A little over a year ago (2019 into early 2020), we had the pleasure of being consultants to the Case Rocket Teams, one of the competitive student project teams at CWRU.
The rocket team sought to transmit video from their rocket during flight and receive it on the ground. They had purchased an initial set of equipment and performed a test run, but the initial results were not encouraging.
Video from the rocket could only be seen when it was on the ground, the signal was far too noisy to make out anything when the rocket was in flight. So the rocket team sought out us as consultants to see if we could improve the situation.
We met with them, and after learning about our client’s needs, came up with some ideas, including different antenna choices for transmitter and receiver. Together, we all decided that a ground-based test would be the best way to verify our choices.
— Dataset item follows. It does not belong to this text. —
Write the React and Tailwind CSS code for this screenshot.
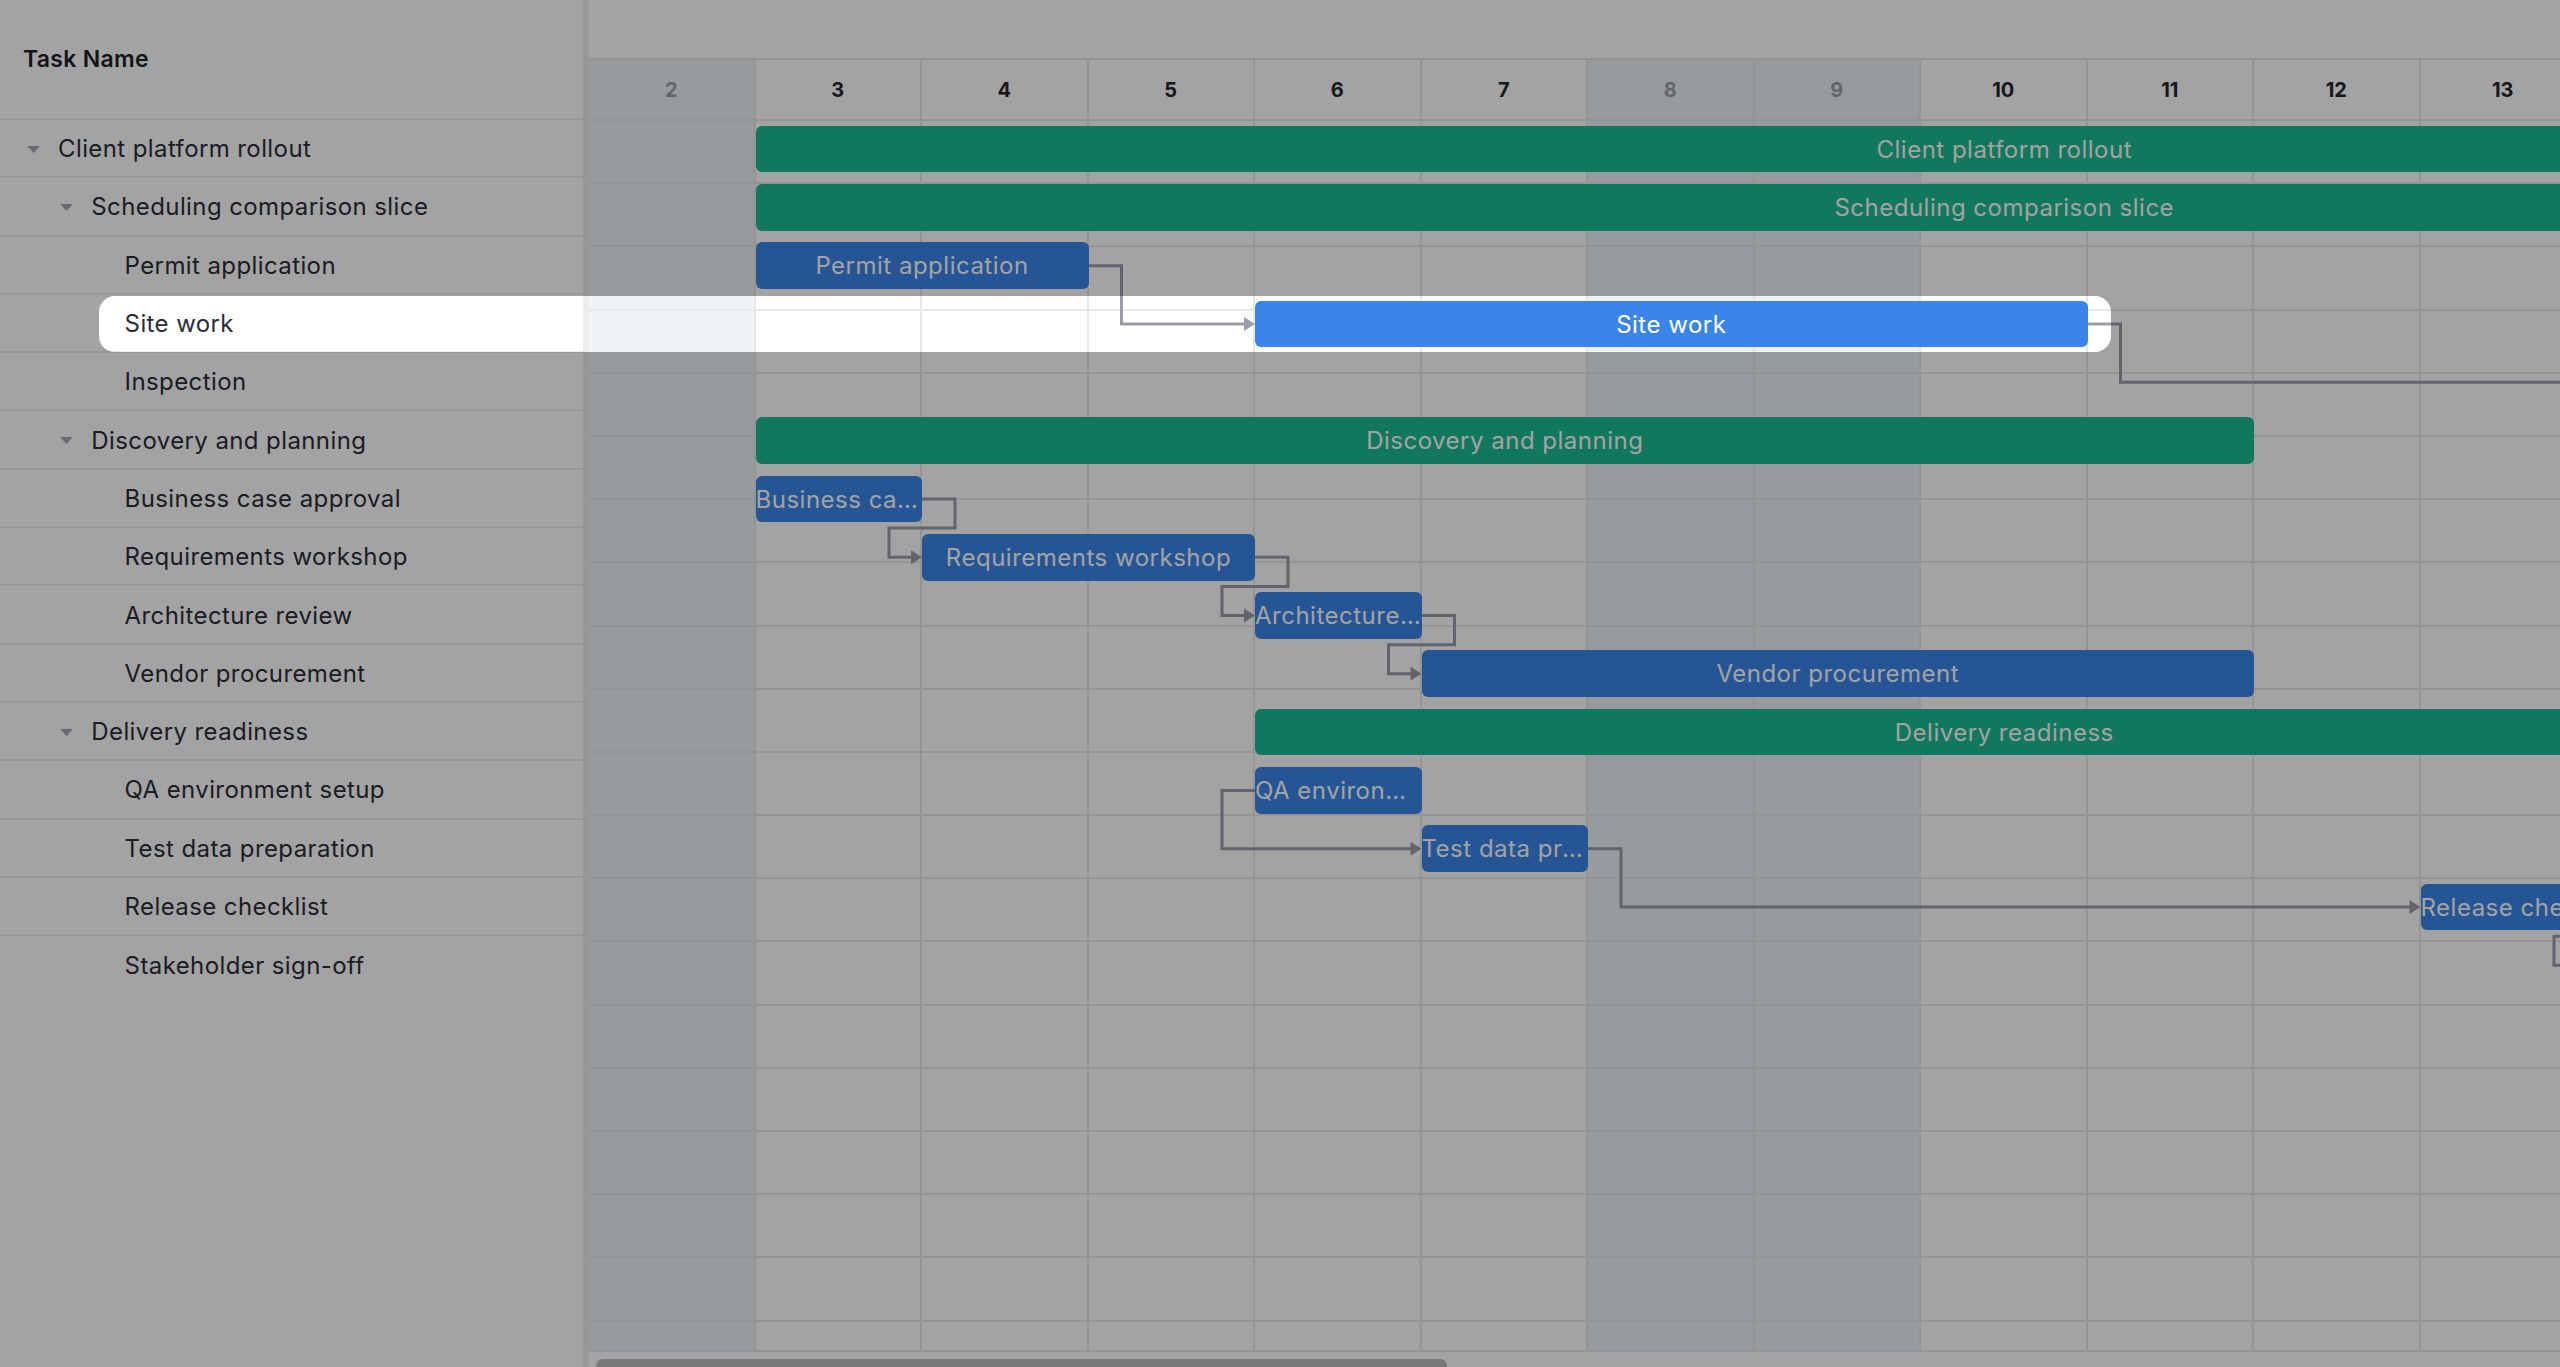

We started by taking antennas out to the engineering quad, and testing them at short distances. We were able to observe some effect, and made some predictions about what would work best, before moving on to a full scale test that would match the distance the rocket would travel when in flight.
Rocket team members identified a stretch along the Lake Erie waterfront that was the same length as the rocket’s expected maximum altitude. We divided into groups, and send one group with the transmitter (which would be in the eventual rocket) to one end of the path, and the other group with the receiver to the other end. Both groups brought several antennas to test with.
The path along the Cleveland waterfront where we tested antenna combinations.
It was a beautiful day, and we had a clear view across the water to the other group’s site (they were just barely visible in our binoculars). We qualitatively identified how well the system was working by watching the video quality on a laptop at the receiving end.
We were able to identify the effects of signal polarization, antenna gain, and antenna patterns on the received signal. We identified what seemed to be the best combination of antennas and even managed to go to the farmers market afterwards!
The day was a lot of fun, and it was nice to see the concepts we knew play out as we held the antennas.
We also calculated a rough link budget that agreed with what we saw in our tests.
On the rocket team’s next practice launch, they were able to record video and demonstrate that our changes had in fact improved the quality of the video! Unlike before, they could now see almost all of the flight, with only a brief interruption as the rocket rotated at the peak of its travel.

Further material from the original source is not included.